--- begin ---

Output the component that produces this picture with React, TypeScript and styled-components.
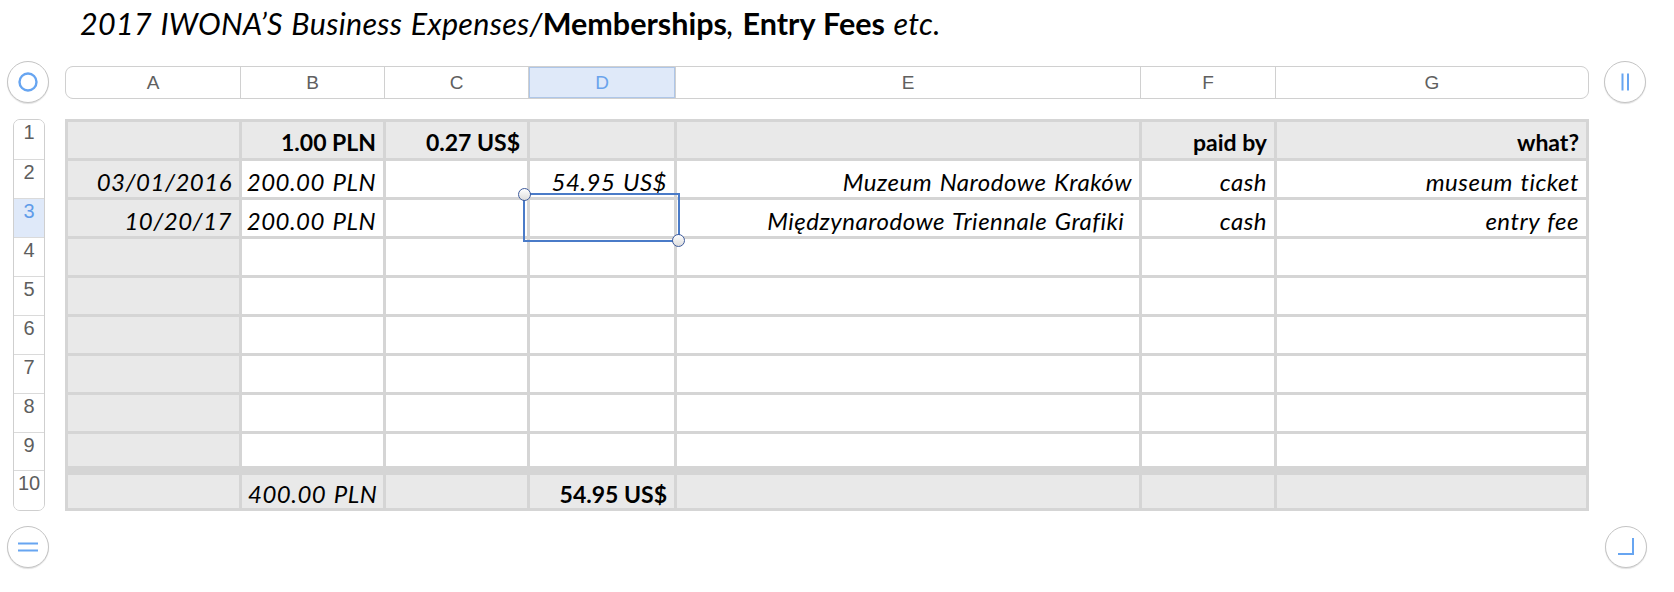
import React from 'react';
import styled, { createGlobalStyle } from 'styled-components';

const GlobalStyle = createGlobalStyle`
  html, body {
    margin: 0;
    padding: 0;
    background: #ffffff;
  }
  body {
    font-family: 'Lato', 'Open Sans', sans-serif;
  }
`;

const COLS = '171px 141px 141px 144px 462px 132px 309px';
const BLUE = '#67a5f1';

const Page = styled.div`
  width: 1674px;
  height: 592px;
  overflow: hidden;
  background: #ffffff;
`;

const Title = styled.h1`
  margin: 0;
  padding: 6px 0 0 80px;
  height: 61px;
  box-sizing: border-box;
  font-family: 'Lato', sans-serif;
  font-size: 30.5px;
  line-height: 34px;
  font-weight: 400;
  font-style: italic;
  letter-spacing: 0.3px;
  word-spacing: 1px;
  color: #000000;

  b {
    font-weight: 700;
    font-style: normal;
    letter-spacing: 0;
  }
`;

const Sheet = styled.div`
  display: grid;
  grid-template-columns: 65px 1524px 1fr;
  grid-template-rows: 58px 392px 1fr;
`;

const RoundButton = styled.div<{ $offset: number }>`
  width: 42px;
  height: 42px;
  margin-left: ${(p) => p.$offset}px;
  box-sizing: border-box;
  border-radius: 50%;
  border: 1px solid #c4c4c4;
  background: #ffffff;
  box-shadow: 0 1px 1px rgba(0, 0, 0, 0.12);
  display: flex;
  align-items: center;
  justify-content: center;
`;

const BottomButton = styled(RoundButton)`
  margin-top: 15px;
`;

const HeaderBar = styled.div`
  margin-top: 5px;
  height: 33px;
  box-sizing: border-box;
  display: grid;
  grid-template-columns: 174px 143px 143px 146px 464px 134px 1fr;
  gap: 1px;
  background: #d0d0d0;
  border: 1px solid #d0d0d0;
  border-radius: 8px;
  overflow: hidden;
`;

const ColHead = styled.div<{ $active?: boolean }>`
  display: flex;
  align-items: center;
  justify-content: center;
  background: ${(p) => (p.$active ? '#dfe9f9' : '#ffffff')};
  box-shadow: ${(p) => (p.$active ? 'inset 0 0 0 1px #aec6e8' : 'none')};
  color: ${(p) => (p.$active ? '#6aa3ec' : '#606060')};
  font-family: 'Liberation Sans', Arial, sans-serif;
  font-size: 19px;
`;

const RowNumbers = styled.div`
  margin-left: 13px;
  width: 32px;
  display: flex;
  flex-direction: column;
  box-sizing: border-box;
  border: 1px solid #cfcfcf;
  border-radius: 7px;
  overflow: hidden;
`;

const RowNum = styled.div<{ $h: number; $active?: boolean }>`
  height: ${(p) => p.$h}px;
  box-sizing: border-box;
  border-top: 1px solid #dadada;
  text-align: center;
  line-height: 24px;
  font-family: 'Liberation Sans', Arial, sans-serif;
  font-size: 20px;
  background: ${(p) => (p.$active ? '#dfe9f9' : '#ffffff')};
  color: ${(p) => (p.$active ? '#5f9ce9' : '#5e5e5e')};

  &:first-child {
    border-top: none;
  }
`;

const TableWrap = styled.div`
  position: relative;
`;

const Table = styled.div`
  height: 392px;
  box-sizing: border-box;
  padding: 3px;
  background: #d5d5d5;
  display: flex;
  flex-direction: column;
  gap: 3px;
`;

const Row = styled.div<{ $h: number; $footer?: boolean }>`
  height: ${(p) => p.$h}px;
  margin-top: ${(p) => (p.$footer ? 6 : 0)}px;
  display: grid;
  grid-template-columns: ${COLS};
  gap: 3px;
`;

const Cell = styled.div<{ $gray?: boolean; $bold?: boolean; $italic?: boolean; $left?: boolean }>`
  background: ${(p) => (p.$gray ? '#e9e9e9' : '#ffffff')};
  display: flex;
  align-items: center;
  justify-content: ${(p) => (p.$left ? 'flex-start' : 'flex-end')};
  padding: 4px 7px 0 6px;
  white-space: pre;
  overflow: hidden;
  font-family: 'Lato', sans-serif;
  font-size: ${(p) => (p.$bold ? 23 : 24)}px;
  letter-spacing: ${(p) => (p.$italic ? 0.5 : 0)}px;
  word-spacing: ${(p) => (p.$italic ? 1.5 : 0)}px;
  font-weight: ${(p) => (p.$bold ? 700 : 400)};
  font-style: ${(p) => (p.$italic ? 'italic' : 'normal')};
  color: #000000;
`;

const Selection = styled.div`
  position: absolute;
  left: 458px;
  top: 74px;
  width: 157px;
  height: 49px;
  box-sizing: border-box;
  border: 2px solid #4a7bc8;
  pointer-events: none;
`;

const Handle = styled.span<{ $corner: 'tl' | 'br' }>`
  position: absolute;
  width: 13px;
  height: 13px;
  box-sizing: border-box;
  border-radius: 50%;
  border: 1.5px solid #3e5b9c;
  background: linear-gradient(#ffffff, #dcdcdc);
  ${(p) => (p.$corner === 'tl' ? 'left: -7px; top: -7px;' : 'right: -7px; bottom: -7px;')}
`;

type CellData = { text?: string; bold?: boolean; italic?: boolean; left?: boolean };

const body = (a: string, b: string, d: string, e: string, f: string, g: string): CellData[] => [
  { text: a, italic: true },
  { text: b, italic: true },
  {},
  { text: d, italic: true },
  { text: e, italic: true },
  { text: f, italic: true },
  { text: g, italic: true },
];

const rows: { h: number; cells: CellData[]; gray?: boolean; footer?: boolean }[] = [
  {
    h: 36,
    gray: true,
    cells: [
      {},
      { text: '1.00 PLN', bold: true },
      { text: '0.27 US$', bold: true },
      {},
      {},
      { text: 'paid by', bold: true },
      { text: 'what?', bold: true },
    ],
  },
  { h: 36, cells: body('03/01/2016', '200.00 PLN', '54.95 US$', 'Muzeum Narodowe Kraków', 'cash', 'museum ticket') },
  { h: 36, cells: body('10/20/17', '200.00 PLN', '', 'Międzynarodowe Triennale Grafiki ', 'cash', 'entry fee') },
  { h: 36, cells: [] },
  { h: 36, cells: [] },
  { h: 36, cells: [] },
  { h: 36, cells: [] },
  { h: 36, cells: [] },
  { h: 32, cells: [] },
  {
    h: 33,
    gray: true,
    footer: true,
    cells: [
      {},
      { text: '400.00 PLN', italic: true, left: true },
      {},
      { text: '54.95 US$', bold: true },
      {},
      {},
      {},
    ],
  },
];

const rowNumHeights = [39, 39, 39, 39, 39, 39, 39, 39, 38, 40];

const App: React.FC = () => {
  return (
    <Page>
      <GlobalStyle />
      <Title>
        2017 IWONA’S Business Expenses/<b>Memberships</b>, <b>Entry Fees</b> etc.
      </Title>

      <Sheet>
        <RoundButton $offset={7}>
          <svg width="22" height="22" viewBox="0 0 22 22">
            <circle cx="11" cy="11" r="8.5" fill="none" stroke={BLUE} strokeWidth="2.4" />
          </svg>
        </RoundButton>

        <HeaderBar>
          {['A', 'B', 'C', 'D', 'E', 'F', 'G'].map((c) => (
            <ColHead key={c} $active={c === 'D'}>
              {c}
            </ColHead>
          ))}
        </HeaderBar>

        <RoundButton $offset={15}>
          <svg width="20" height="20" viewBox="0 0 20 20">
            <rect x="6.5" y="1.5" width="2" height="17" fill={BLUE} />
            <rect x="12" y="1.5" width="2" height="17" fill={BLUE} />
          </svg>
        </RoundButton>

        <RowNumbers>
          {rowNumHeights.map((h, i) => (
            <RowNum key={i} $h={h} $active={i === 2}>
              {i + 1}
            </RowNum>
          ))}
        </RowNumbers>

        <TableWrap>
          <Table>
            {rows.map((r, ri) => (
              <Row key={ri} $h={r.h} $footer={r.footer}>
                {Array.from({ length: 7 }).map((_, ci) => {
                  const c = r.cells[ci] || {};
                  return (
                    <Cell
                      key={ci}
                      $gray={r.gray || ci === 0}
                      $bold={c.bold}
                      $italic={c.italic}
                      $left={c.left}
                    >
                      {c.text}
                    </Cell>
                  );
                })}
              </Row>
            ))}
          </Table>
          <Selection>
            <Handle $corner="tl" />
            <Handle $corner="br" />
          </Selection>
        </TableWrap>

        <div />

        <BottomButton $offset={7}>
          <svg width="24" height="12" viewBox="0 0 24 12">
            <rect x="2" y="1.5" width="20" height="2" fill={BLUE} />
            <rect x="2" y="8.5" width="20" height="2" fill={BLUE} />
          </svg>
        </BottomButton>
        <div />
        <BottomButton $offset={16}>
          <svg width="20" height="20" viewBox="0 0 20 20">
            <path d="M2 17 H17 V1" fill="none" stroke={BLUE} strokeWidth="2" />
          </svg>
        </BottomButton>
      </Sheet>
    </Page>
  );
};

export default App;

--- end ---

Request.
Identify each line of the material where the word "components" shows up, and copy it.

Complete response.
Output the component that produces this picture with React, TypeScript and styled-components.
import styled, { createGlobalStyle } from 'styled-components';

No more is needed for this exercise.